Burunduk, Yes, I think that is a valid concern. Being able to rotate the part counterclockwise such that a point on datum feature B that is at MMB moves 0.2 mm sway from MMB, putting all of the rest of datum feature B beyond LMB is not modeling, in a clear and efficient way, any function that I can think of. I think pmarc's description of the new rule in 2018 as artificial is valid.

Dean

http://www.validate-3d.com

 

[Burunduk]

Seems like the MMB scheme gives 0.2 datum shift or even more for the most of the surface, regardless of the datum feature produced at LMB, close to true profile or at MMB. In the '09 standard, there was no datum shift at all regardless of how the feature was produced because of the forced minimum one point contact.

This figure has issues in both the 2009 and 2018 standard versions.

I also agree with pmarc's description of the new rule in 2018 as artificial, but the 2009 rule was artificial too.

 

[chez311]

In the '09 standard, there was no datum shift at all regardless of how the feature was produced because of the forced minimum one point contact.

Maybe not shift in the traditional sense and as noted does not have some of the qualities that we expect from datum feature shift, but the behavior is notably different than the RMB case which progresses and seeks the ambiguous "maximum contact". Comparing the two, I think the MMB case as defined in 2009 is actually not so artificial as I can imagine an assembly where the part mimics the simulation shown in Y14.5-2009 4-31(c) - the part is mated to A and then rotated towards a fixed boundary (feature on a mating component) until it makes a minimum of one point of contact (the physical analog/description would be to simply rotate it towards the boundary/mating feature until it stops).
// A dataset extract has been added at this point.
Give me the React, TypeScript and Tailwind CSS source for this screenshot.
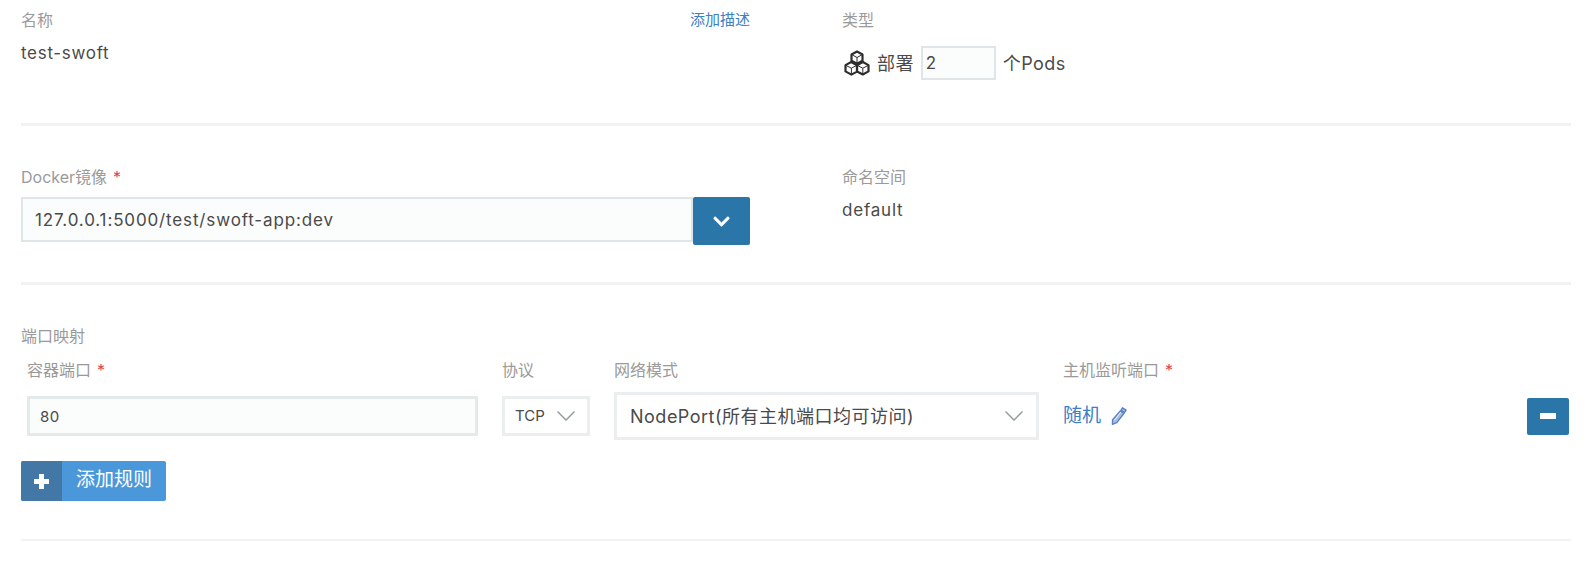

More shift could be available if the primary A were specified MMB as well.

Thus the RMB case seems more artificial to me at least as it relates to function, implying the mating feature must progress from MMB to LMB and seeks the ill defined "maximum contact". If a similar scheme is specified with the offset datum feature B as secondary at RMB, I think its less likely that it actually mimics assembly and more likely that it is the intent to create "nice" neat datum feature/simulator geometry. I'd be interested if someone has a case where this makes more functional sense.

Additionally, it seems a bit murky as to the difference in behavior between the MMB and [BSC] case in Y14.5-2009 4-31. The verbiage is different in the means this portion ie: "no translation or rotation of datum feature is allowed" vs. "datum feature B must remain in contact at a minimum of one point". It was mentioned a few times, but not directly addressed - I'm interested in what others view would be, if any, difference between datum feature B specified in the following manner (per Y14.5-2009). Seems to me they should be almost identical.

Basic 5 distance combined with |PROFILE|0.2|A| referenced |A|B(M)|
Basic 5.1 distance combined with |PROFILE|0.2(U)0|A| referenced |A|B[BSC]|

 

[pmarc]

I also agree with pmarc's description of the new rule in 2018 as artificial, but the 2009 rule was artificial too.

Agreed.

 

[Dean Watts]

chez311,

I think those two cases you describe are identical if using Y14.5-2009. We'll agree that the harder one to duplicate is LMB, since that addresses a low point instead of a high point. We don't have a way to alter the profile tolerance zone to make BSC model LMB, that is equivalent to your suggestion for making BSC and MMB equivalent for a particular case.

After more thought about Burunduk's original post here, I am thinking that the Y14.5-2018 approach, with the offset datum feature's high point constrained between MMB and LMB when MMB is specified, or the offset datum feature's low point constrained between MMB and LMB when LMB is specified, isn't so bad. I'll agree that it still seems a bit odd, but if a functional gauge is built with all datum feature simulators at MMB and boundaries for all other features at VC (better said MMB also, but not "proper", since they're not datum features), then with a feeler gage in hand, the requirement for MMB in Y14.5-2018 seems possibly sensible and useful.

If the functional need for a part that is similar, but a rough unmachined casting, then all the same for LMB, but with some more difficulty ensuring that the datum feature's low point doesn't go beyond MMB or LMB seems functional enough.

I'll still say that MMB or LMB for an offset lower precedence datum feature is odd, but I'll back off from my former position of not recommending the application at all. Y14.5 is intended to be a complete "toolbox", so the 2018 approach to this may be the best solution.

Dean

http://www.validate-3d.com